McCain’s America is one where we manage, run, and rule the world with our superior military force; endlessly occupy and interfere in countless other countries; and, whenever we perceive it as vaguely desirable, commence new wars. Like the post-9/11 George Bush, McCain is at the very far end of the militaristic spectrum, viewing the use of American force not as a “last resort” but as a preferred instrument in achieving U.S. goals. In short, the vision that John McCain has of the United States is entirely alien to our constitutional traditions and the warnings of the Founders: not a Republic, but an Empire waging Endless War.
Former
Los Angeles Times
editor Matt Welch, author of
McCain: The Myth of a Maverick,
delivered a speech at the Cato Institute in January 2008 in which he explained that McCain’s “whole career, his life, his training, his family background has been to be a member of…the Imperial Class” that McCain is motivated by an “inspiring trust of America’s governance of the world” and that “he would be the
most imperial-oriented President, most militaristic President, since Teddy Roosevelt,
at least.” McCain himself has acknowledged that the war-loving Teddy Roosevelt is his role model, remarking, “I return to kind of the Teddy Roosevelt outlook toward things.” As a February 2008
USA Today
article noted, “McCain has long identified Roosevelt, president from 1901 to 1909, as a political idol.”
After five years of a failed and discredited war in Iraq, and an even longer period in a protracted and increasingly unsuccessful occupation of Afghanistan, the American public is war-weary.
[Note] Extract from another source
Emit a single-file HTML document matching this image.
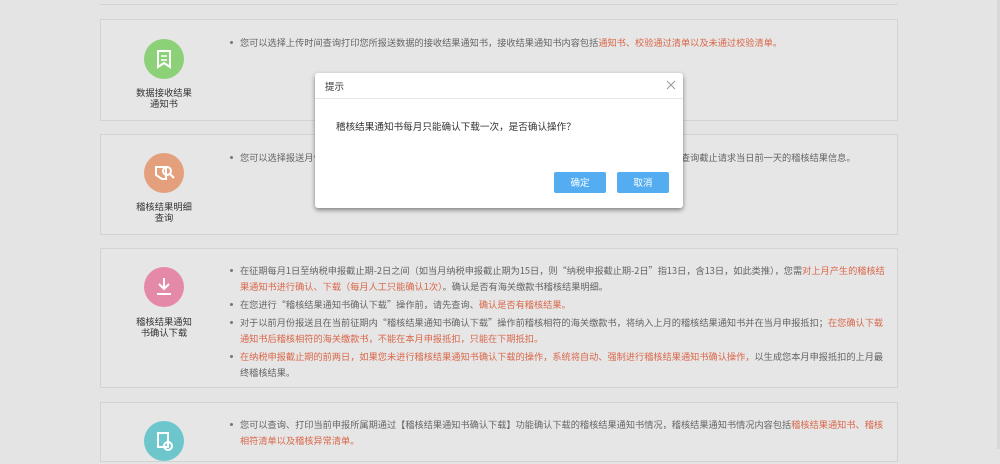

The U.S. military is dangerously overstretched, and American resources simply can no longer sustain the Bush/ Cheney course of U.S. military domination of the world, which McCain plainly wants not merely to maintain, but to
escalate
.
The Iraq War is one of the most unpopular wars in American history, if not the most unpopular. By itself, that war has all but destroyed the Bush presidency, rendering the President both disliked and distrusted across the political spectrum. In a minimally rational world, McCain’s front-and-center advocacy for that war—and his desire that America remain in Iraq
indefinitely
—would be a devastating, even fatal, flaw for his candidacy.
Beyond Iraq, McCain is as pure a warmonger as it gets in the American political mainstream. He is supported by the most extreme neoconservative ideologues, such as Bill Kristol, John Bolton, and Joe Lieberman, precisely because they perceive, correctly, that he would be the candidate most likely to enable their paramount dreams of unending Middle East war. The virtual certainty that McCain will ensure the endless occupation of Iraq and, worse, will inevitably provoke more wars, ought to be considered his greatest political liability, not his strongest asset.